§ **Listed entries**:
** start **
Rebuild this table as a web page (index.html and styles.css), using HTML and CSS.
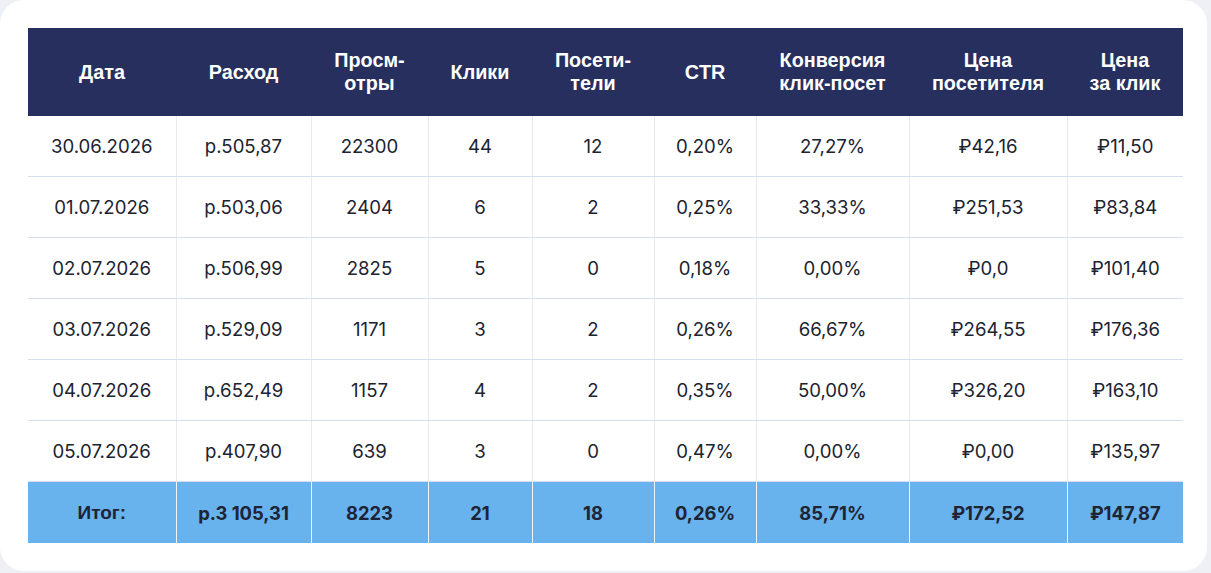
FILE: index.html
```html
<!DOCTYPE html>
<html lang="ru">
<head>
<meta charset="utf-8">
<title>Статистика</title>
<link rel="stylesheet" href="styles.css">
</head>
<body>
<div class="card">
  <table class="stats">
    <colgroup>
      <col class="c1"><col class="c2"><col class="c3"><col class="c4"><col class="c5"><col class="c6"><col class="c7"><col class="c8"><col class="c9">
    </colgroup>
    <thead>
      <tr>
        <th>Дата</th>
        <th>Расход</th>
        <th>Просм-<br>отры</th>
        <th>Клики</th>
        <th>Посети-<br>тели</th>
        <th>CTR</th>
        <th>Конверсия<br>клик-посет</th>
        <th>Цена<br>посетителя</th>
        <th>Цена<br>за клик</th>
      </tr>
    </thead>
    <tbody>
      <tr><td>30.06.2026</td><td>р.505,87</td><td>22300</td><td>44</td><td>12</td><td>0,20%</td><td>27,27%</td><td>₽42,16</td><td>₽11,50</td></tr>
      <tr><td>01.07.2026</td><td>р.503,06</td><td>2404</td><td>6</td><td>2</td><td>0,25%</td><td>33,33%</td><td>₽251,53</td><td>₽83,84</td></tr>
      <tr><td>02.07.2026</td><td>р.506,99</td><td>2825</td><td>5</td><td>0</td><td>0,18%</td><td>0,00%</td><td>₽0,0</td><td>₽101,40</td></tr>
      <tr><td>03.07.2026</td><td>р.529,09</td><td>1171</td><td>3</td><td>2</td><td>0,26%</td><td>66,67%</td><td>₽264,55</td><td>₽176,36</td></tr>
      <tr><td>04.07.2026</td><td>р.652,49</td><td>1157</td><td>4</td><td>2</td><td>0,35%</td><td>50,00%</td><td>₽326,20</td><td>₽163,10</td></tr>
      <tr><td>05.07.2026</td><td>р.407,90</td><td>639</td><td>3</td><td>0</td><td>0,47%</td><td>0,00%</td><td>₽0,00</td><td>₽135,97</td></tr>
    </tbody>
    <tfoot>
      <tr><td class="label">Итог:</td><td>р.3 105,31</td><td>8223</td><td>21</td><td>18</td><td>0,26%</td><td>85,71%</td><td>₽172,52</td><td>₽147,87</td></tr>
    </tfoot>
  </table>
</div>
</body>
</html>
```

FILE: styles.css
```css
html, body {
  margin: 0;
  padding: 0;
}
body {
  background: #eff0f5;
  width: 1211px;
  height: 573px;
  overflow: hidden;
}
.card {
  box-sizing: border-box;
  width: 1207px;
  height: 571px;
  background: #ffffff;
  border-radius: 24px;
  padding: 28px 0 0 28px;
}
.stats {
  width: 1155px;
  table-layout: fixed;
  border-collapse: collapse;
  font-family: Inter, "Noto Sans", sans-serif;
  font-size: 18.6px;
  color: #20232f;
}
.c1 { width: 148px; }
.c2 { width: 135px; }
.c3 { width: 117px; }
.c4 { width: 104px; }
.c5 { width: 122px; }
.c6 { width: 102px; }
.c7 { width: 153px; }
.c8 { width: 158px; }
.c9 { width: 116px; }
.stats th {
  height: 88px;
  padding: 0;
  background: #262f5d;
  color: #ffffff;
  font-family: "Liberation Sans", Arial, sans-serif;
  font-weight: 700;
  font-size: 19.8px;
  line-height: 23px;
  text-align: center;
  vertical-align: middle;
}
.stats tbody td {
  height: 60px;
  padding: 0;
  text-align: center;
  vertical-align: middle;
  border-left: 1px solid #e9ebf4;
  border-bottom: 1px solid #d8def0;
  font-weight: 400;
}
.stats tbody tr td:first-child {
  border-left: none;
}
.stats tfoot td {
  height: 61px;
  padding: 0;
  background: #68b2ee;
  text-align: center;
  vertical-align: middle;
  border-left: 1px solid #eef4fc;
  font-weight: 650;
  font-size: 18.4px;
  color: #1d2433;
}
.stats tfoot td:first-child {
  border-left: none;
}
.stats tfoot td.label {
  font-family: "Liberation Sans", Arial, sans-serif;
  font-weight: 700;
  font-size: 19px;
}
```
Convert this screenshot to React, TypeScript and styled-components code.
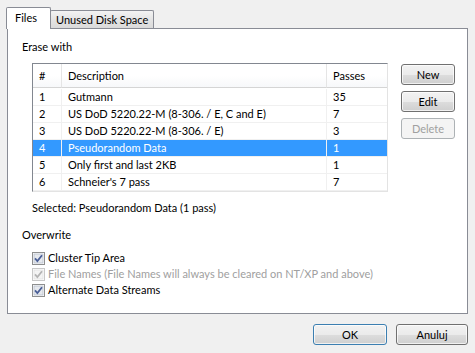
** end **
§ **Problem description**: In your copy, leave out the pictures and reproduce the material above exactly.

§ **The reply**:
Rebuild this table as a web page (index.html and styles.css), using HTML and CSS.
FILE: index.html
```html
<!DOCTYPE html>
<html lang="ru">
<head>
<meta charset="utf-8">
<title>Статистика</title>
<link rel="stylesheet" href="styles.css">
</head>
<body>
<div class="card">
  <table class="stats">
    <colgroup>
      <col class="c1"><col class="c2"><col class="c3"><col class="c4"><col class="c5"><col class="c6"><col class="c7"><col class="c8"><col class="c9">
    </colgroup>
    <thead>
      <tr>
        <th>Дата</th>
        <th>Расход</th>
        <th>Просм-<br>отры</th>
        <th>Клики</th>
        <th>Посети-<br>тели</th>
        <th>CTR</th>
        <th>Конверсия<br>клик-посет</th>
        <th>Цена<br>посетителя</th>
        <th>Цена<br>за клик</th>
      </tr>
    </thead>
    <tbody>
      <tr><td>30.06.2026</td><td>р.505,87</td><td>22300</td><td>44</td><td>12</td><td>0,20%</td><td>27,27%</td><td>₽42,16</td><td>₽11,50</td></tr>
      <tr><td>01.07.2026</td><td>р.503,06</td><td>2404</td><td>6</td><td>2</td><td>0,25%</td><td>33,33%</td><td>₽251,53</td><td>₽83,84</td></tr>
      <tr><td>02.07.2026</td><td>р.506,99</td><td>2825</td><td>5</td><td>0</td><td>0,18%</td><td>0,00%</td><td>₽0,0</td><td>₽101,40</td></tr>
      <tr><td>03.07.2026</td><td>р.529,09</td><td>1171</td><td>3</td><td>2</td><td>0,26%</td><td>66,67%</td><td>₽264,55</td><td>₽176,36</td></tr>
      <tr><td>04.07.2026</td><td>р.652,49</td><td>1157</td><td>4</td><td>2</td><td>0,35%</td><td>50,00%</td><td>₽326,20</td><td>₽163,10</td></tr>
      <tr><td>05.07.2026</td><td>р.407,90</td><td>639</td><td>3</td><td>0</td><td>0,47%</td><td>0,00%</td><td>₽0,00</td><td>₽135,97</td></tr>
    </tbody>
    <tfoot>
      <tr><td class="label">Итог:</td><td>р.3 105,31</td><td>8223</td><td>21</td><td>18</td><td>0,26%</td><td>85,71%</td><td>₽172,52</td><td>₽147,87</td></tr>
    </tfoot>
  </table>
</div>
</body>
</html>
```

FILE: styles.css
```css
html, body {
  margin: 0;
  padding: 0;
}
body {
  background: #eff0f5;
  width: 1211px;
  height: 573px;
  overflow: hidden;
}
.card {
  box-sizing: border-box;
  width: 1207px;
  height: 571px;
  background: #ffffff;
  border-radius: 24px;
  padding: 28px 0 0 28px;
}
.stats {
  width: 1155px;
  table-layout: fixed;
  border-collapse: collapse;
  font-family: Inter, "Noto Sans", sans-serif;
  font-size: 18.6px;
  color: #20232f;
}
.c1 { width: 148px; }
.c2 { width: 135px; }
.c3 { width: 117px; }
.c4 { width: 104px; }
.c5 { width: 122px; }
.c6 { width: 102px; }
.c7 { width: 153px; }
.c8 { width: 158px; }
.c9 { width: 116px; }
.stats th {
  height: 88px;
  padding: 0;
  background: #262f5d;
  color: #ffffff;
  font-family: "Liberation Sans", Arial, sans-serif;
  font-weight: 700;
  font-size: 19.8px;
  line-height: 23px;
  text-align: center;
  vertical-align: middle;
}
.stats tbody td {
  height: 60px;
  padding: 0;
  text-align: center;
  vertical-align: middle;
  border-left: 1px solid #e9ebf4;
  border-bottom: 1px solid #d8def0;
  font-weight: 400;
}
.stats tbody tr td:first-child {
  border-left: none;
}
.stats tfoot td {
  height: 61px;
  padding: 0;
  background: #68b2ee;
  text-align: center;
  vertical-align: middle;
  border-left: 1px solid #eef4fc;
  font-weight: 650;
  font-size: 18.4px;
  color: #1d2433;
}
.stats tfoot td:first-child {
  border-left: none;
}
.stats tfoot td.label {
  font-family: "Liberation Sans", Arial, sans-serif;
  font-weight: 700;
  font-size: 19px;
}
```
Convert this screenshot to React, TypeScript and styled-components code.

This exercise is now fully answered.